When it comes to the scenes of a giant rampaging Santa threatening to emerge from a hangar at the end and an army of naked elves closing in like a horde of undead in a zombie film, you realise that Rare Exports is really a Christmas film that has been reconceived as a monster movie. It could easily follow the formula for one of the cheap monster movies that are churned out for the Syfy Channel.
However, despite moving in some great and original directions at the outset, Rare Exports also disappoints. The fascinating idea in the early sections of the film about digging underneath Christmas sentiments to reveal something that was originally a nightmare figure disappears and the film becomes a standard monster movie. The rest of the film is just running around trying to stop the marauding elves and the giant Santa from emerging.
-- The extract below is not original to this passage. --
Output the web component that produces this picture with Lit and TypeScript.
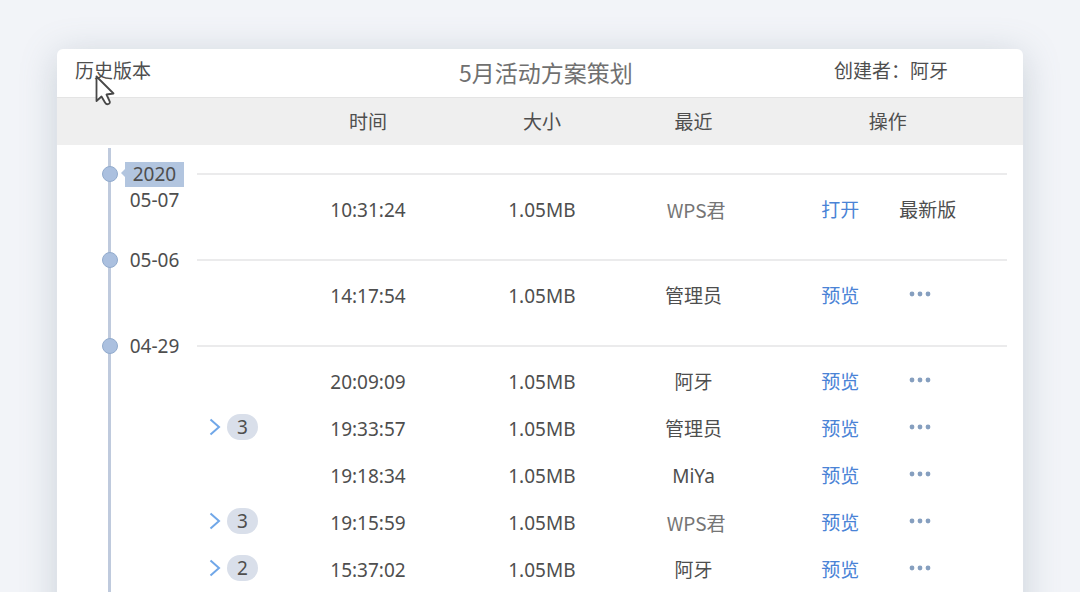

It disappointingly becomes a film that fails to push its premise far enough. It never even lets the marauding monster Santa out of the box to punish naughty children, the very thing that the entire film seems premised on doing. Instead, it is a film that plays it safe and toys with a darker undertow and then decides it is not going to go that far, which can only read as a certain conceptual cowardice. A film that took such promise all the way would have been awe-inspiring.
Jalmari Helander next went onto make the English-language action film Big Game (2015).